Because both $p^2$ and $q^2$ are positive even numbers and $q^2 \geq 4$, it follows that $p^2 \geq 16$.
Thus, the equation $2 = \frac{p^2}{q^2} = \frac{2r}{2s}$ is expressed as:
\begin{align} 2 = \frac{p^2}{q^2} = \frac{(4+2m)^2}{(2+2n)^2} \text{ where m,n $\in$ $\mathbb{Z^*}$ } \end{align}
Because the term $\frac{(4+2m)^2}{(2+2n)^2} = \frac{(m+2)^2}{(n+1)^2}$ and $n \leq m+1$ for $\frac{(m+2)^2}{(n+1)^2}$ to be an integer, it follows that:
\begin{align} 2 = \frac{p^2}{q^2} = \frac{(4+2m)^2}{(2+2n)^2} = \frac{(m+2)^2}{(n+1)^2} \text{ where m,n $\in$ $\mathbb{Z^*}$ and $n \leq m+1$} \end{align}
Expanding $(m+2)^2$ as $m^2 +4m + 4$ and factor $2$ from the term, one obtians:
\begin{align} \frac{p^2}{q^2} = \frac{(m+2)^2}{(n+1)^2} = \frac{(m^2 +4m +4)}{(n^2 +2n +1)} = \frac{2(\frac{m^2}{2}+ 2m + 2)}{(n^2 + 2n +1)} = 2 \text{ where $m,n \in \mathbb{Z^*}$ and $n \leq m+1$} \end{align}
For the term $\frac{2(\frac{m^2}{2}+ 2m + 2)}{(n^2 + 2n +1)}$ to be equal to $2$, $\frac{(\frac{m^2}{2}+ 2m + 2)}{(n^2 + 2n +1)} =1$.
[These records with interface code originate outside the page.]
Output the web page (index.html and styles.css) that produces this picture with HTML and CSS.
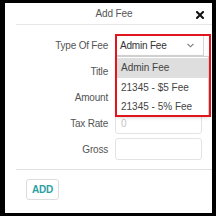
FILE: index.html
```html
<!DOCTYPE html>
<html lang="en">
<head>
    <meta charset="UTF-8">
    <meta name="viewport" content="width=device-width, initial-scale=1.0">
    <title>Add Fee</title>
    <link rel="stylesheet" href="styles.css">
</head>
<body>

<div class="modal">
    <div class="modal-header">
        <span class="modal-title">Add Fee</span>
        <button class="close-button" aria-label="Close">
            <svg width="8" height="8" viewBox="0 0 8 8">
                <path d="M1 1 L7 7 M7 1 L1 7" stroke="#111" stroke-width="2" stroke-linecap="square"/>
            </svg>
        </button>
    </div>

    <div class="modal-body">
        <div class="form-row">
            <label>Type Of Fee</label>
            <div class="select-wrap">
                <div class="select-box">
                    <span>Admin Fee</span>
                    <svg class="chevron" width="7" height="5" viewBox="0 0 7 5">
                        <path d="M0.5 0.8 L3.5 3.8 L6.5 0.8" fill="none" stroke="#777" stroke-width="1.1"/>
                    </svg>
                </div>
                <ul class="dropdown">
                    <li class="active">Admin Fee</li>
                    <li>21345 - $5 Fee</li>
                    <li>21345 - 5% Fee</li>
                </ul>
                <div class="highlight"></div>
            </div>
        </div>
        <div class="form-row">
            <label>Title</label>
            <input type="text" class="field">
        </div>
        <div class="form-row">
            <label>Amount</label>
            <input type="text" class="field">
        </div>
        <div class="form-row">
            <label>Tax Rate</label>
            <input type="text" class="field" placeholder="0">
        </div>
        <div class="form-row">
            <label>Gross</label>
            <input type="text" class="field">
        </div>
    </div>

    <div class="modal-footer">
        <button class="add-button">ADD</button>
    </div>
</div>

</body>
</html>
```

FILE: styles.css
```css
body {
    margin: 0;
    background-color: #000;
    font-family: "Liberation Sans", Arial, sans-serif;
}
.modal {
    background-color: #fff;
    margin: 3px 4px 3px 5px;
    height: 210px;
    overflow: hidden;
}
.modal-header {
    position: relative;
    margin-left: 11px;
    height: 21px;
    border-bottom: 1px solid #e6e6e6;
    display: flex;
    align-items: center;
    justify-content: center;
}
.modal-title {
    font-size: 10px;
    color: #555;
    letter-spacing: -0.1px;
}
.close-button {
    position: absolute;
    right: 8px;
    top: 8px;
    padding: 0;
    border: none;
    background: none;
    line-height: 0;
}
.modal-body {
    padding: 9px 0;
    display: flex;
    flex-direction: column;
    gap: 4px;
}
.form-row {
    display: grid;
    grid-template-columns: 103px 87px;
    column-gap: 7px;
    align-items: center;
    height: 22px;
}
.form-row label {
    text-align: right;
    font-size: 10px;
    color: #555;
    letter-spacing: -0.2px;
}
.field {
    box-sizing: border-box;
    width: 87px;
    height: 22px;
    border: 1px solid #e3e3e3;
    border-radius: 3px;
    padding: 0 5px;
    font-family: inherit;
    font-size: 10px;
    color: #333;
}
.field::placeholder {
    color: #c4c4c4;
}
.select-wrap {
    position: relative;
    height: 22px;
}
.select-box {
    box-sizing: border-box;
    width: 89px;
    height: 22px;
    border: 1px solid #d6d6d6;
    display: flex;
    align-items: center;
    justify-content: space-between;
    padding: 0 9px 0 4px;
    font-size: 10px;
    color: #333;
    letter-spacing: -0.2px;
}
.dropdown {
    position: absolute;
    top: 22px;
    left: 1px;
    width: 93px;
    margin: 0;
    padding: 1px 0 0;
    list-style: none;
    background-color: #fff;
    border: 1px solid #cfcfcf;
    box-shadow: 0 1px 3px rgba(0, 0, 0, 0.15);
    box-sizing: border-box;
    z-index: 2;
}
.dropdown li {
    height: 19px;
    line-height: 19px;
    padding-left: 4px;
    font-size: 10px;
    color: #444;
    white-space: nowrap;
}
.dropdown li.active {
    background-color: #dedede;
    height: 20px;
    line-height: 20px;
}
.highlight {
    position: absolute;
    left: 0;
    top: 0;
    width: 96px;
    height: 83px;
    border: 2px solid #e0161c;
    box-sizing: border-box;
    z-index: 3;
}
.modal-footer {
    margin-left: 11px;
    border-top: 1px solid #e0e0e0;
    padding: 9px 0 0 10px;
}
.add-button {
    width: 33px;
    height: 21px;
    padding: 0;
    background-color: #fff;
    border: 1px solid #dcdcdc;
    border-radius: 3px;
    font-family: inherit;
    font-size: 10px;
    font-weight: bold;
    color: #2a9fa3;
    letter-spacing: -0.3px;
}
```
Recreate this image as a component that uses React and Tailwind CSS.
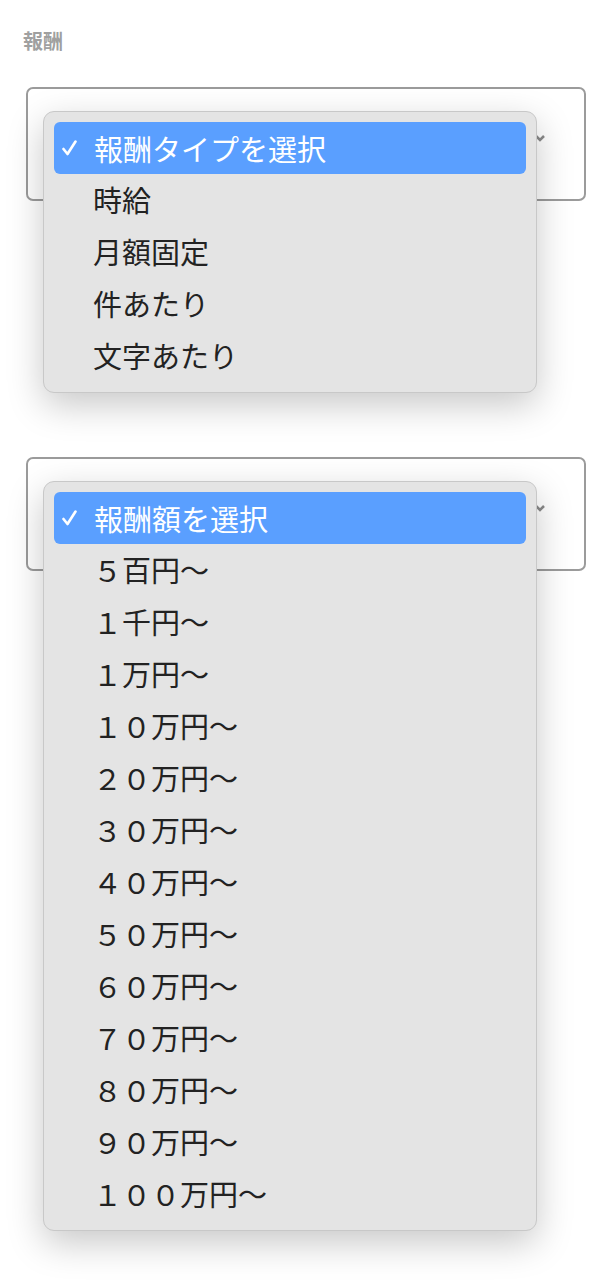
import React from 'react';

const font = { fontFamily: '"Noto Sans CJK JP", "Noto Sans", sans-serif' };

const typeOptions = ['時給', '月額固定', '件あたり', '文字あたり'];
const amountOptions = [
    '５百円〜', '１千円〜', '１万円〜', '１０万円〜', '２０万円〜', '３０万円〜', '４０万円〜',
    '５０万円〜', '６０万円〜', '７０万円〜', '８０万円〜', '９０万円〜', '１００万円〜',
];

const OpenSelect = ({ placeholder, options, className }) => {
    return (
        <div className={`relative h-[114px] rounded-[7px] border-2 border-[#9b9b9b] bg-white ${className}`}>
            <svg className="absolute left-[506px] top-[43px]" width="12" height="12" viewBox="0 0 12 12">
                <path d="M2 4 L6 8 L10 4" fill="none" stroke="#8a8a8a" strokeWidth="2.5" />
            </svg>
            <div className="absolute left-[15px] top-[22px] w-[494px] rounded-[11px] border border-[#c8c8c8] bg-[#e4e4e4] p-[10px] shadow-[0_12px_36px_rgba(0,0,0,0.22)]">
                <div className="flex h-[52px] items-center rounded-[6px] bg-[#5a9fff] pl-[8px] text-[29px] text-white">
                    <svg className="mr-[17px]" width="15" height="16" viewBox="0 0 15 16">
                        <path d="M1.5 9 L5.5 14 L13.5 1.5" fill="none" stroke="white" strokeWidth="2.6" strokeLinecap="round" strokeLinejoin="round" />
                    </svg>
                    <span className="leading-none">{placeholder}</span>
                </div>
                {options.map((opt) => (
                    <div key={opt} className="flex h-[52px] items-center pl-[39px] text-[29px] text-[#222]">
                        {opt}
                    </div>
                ))}
            </div>
        </div>
    );
};

const App = () => {
    return (
        <div className="min-h-[1280px] bg-white pl-[26px] pr-[24px] pt-[26px]" style={font}>
            <h2 className="-ml-[3px] text-[20px] font-bold leading-[30px] text-[#a0a0a0]">報酬</h2>
            <OpenSelect className="mt-[31px]" placeholder="報酬タイプを選択" options={typeOptions} />
            <OpenSelect className="mt-[256px]" placeholder="報酬額を選択" options={amountOptions} />
        </div>
    );
};

export default App;
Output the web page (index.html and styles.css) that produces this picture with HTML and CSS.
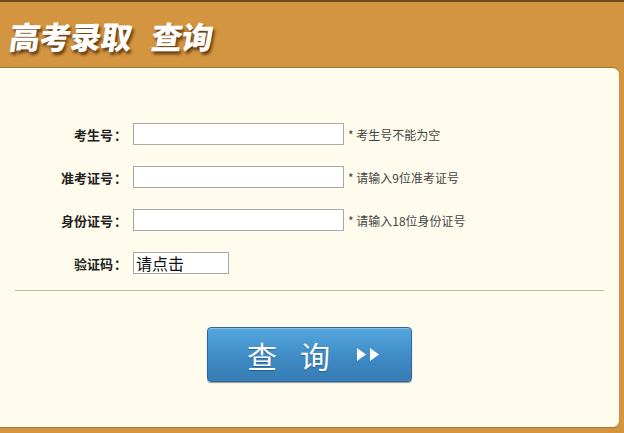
FILE: index.html
```html
<!DOCTYPE html>
<html lang="zh-CN">
<head>
<meta charset="utf-8">
<title>高考录取查询</title>
<link rel="stylesheet" href="styles.css">
</head>
<body>
<div class="page">
  <header class="header">
    <h1 class="title"><span class="t1">高考录取</span><span class="t2">查询</span></h1>
  </header>
  <main class="panel">
    <form class="form">
      <label class="label" for="ksh">考生号</label>
      <input class="field" id="ksh" type="text">
      <span class="hint">* 考生号不能为空</span>

      <label class="label" for="zkz">准考证号</label>
      <input class="field" id="zkz" type="text">
      <span class="hint">* 请输入9位准考证号</span>

      <label class="label" for="sfz">身份证号</label>
      <input class="field" id="sfz" type="text">
      <span class="hint">* 请输入18位身份证号</span>

      <label class="label" for="yzm">验证码</label>
      <input class="field captcha" id="yzm" type="text" value="请点击">
      <span class="hint"></span>
    </form>
    <div class="divider"></div>
    <div class="actions">
      <button class="btn" type="button">
        <span class="btn-char">查</span><span class="btn-char">询</span>
        <svg class="arrows" width="24" height="13" viewBox="0 0 24 13"><polygon points="0,0 9,6.5 0,13" fill="#fff"/><polygon points="13,0 22,6.5 13,13" fill="#fff"/></svg>
      </button>
    </div>
  </main>
</div>
</body>
</html>
```

FILE: styles.css
```css
html, body {
  margin: 0;
  padding: 0;
}
body {
  background: #d49540;
  font-family: "Noto Sans CJK SC", "Noto Sans", sans-serif;
  width: 624px;
  height: 433px;
  overflow: hidden;
}
.page {
  display: flex;
  flex-direction: column;
  height: 433px;
}
.header {
  height: 66px;
  border-top: 2px solid #6e4a1c;
  background: #d49540;
  display: flex;
  align-items: center;
  padding-left: 10px;
}
.title {
  margin: 0;
  font-size: 31px;
  font-weight: 900;
  color: #fff;
  line-height: 1;
  text-shadow: 2px 3px 3px rgba(60, 30, 0, 0.75);
  transform: skewX(-8deg);
  display: flex;
  gap: 20px;
  letter-spacing: -0.5px;
}
.panel {
  width: 619px;
  height: 359px;
  box-sizing: border-box;
  background: #fffcee;
  border-radius: 0 6px 6px 0;
  box-shadow: 0 -1px 1px rgba(90, 70, 40, 0.45), 0 1px 1px rgba(90, 70, 40, 0.35);
  padding-top: 55px;
}
.form {
  display: grid;
  grid-template-columns: 127px 211px auto;
  grid-auto-rows: 22px;
  column-gap: 6px;
  row-gap: 21px;
  align-items: center;
}
.form .hint {
  margin-left: -2px;
}
.label {
  text-align: right;
  font-size: 13px;
  font-weight: 700;
  color: #222;
  white-space: nowrap;
}
.label::after {
  content: "：";
  font-family: "Noto Sans CJK TC", "Noto Sans CJK SC", sans-serif;
  margin-left: 1px;
}
.field {
  box-sizing: border-box;
  height: 22px;
  width: 211px;
  border: 1px solid #a8a8a8;
  background: #fff;
  margin: 0;
  padding: 0 3px;
  font-family: "Noto Sans CJK SC", sans-serif;
  outline: none;
}
.captcha {
  width: 96px;
  font-size: 16px;
  font-weight: 400;
  color: #111;
  padding: 0 2px;
  line-height: 20px;
}
.hint {
  font-size: 12px;
  color: #444;
  white-space: nowrap;
}
.divider {
  height: 1px;
  background: #bfb78f;
  margin: 16px 15px 0 15px;
}
.actions {
  display: flex;
  justify-content: center;
  padding-top: 36px;
}
.btn {
  box-sizing: border-box;
  width: 205px;
  height: 55px;
  border: 1px solid #2f6898;
  border-radius: 4px;
  background: linear-gradient(#55a7df, #3f8bc5 55%, #377cb3);
  box-shadow: inset 0 1px 0 rgba(255, 255, 255, 0.3), 0 1px 1px rgba(20, 50, 80, 0.5);
  display: flex;
  align-items: center;
  padding: 0 0 0 39px;
  gap: 23px;
  cursor: pointer;
}
.btn-char {
  font-family: "Noto Sans CJK SC", sans-serif;
  font-size: 30px;
  font-weight: 400;
  color: #fff;
  line-height: 1;
  text-shadow: 0 1px 1px rgba(0, 40, 80, 0.4);
}
.arrows {
  margin-left: 4px;
  display: block;
}
```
For $\frac{m^2}{2}+ 2m + 2$ to be an integer, $m=2k$ where $k \in \mathbb{Z^*}$.
Thus,
\begin{align} 1 = \frac{(\frac{m^2}{2}+ 2m + 2)}{(n^2 + 2n +1)} = \frac{(2k^2+ 4k + 2)}{(n^2 + 2n +1)} = \frac{2(k^2+ 2k + 1)}{(n^2 + 2n +1)} \text{ where $k,n \in \mathbb{Z^*}$ and $n \leq 2k +1$} \end{align}
Assuming there exists $k,n \in \mathbb{Z^*}$ such that $k^2 + 2k +1$ equals to the number $1$ and $n^2 + 2n +1$ equals to the prime number $2$.
Such $k,n$ make the term $\frac{2(k^2+ 2k + 1)}{(n^2 + 2n +1)} = 1$.
Because $n^2 +2n +1 \ne 2$ for all $n \in \mathbb{Z^*}$, one obtains a contradiction.
Hence, the number $\sqrt{2}$ is not rational.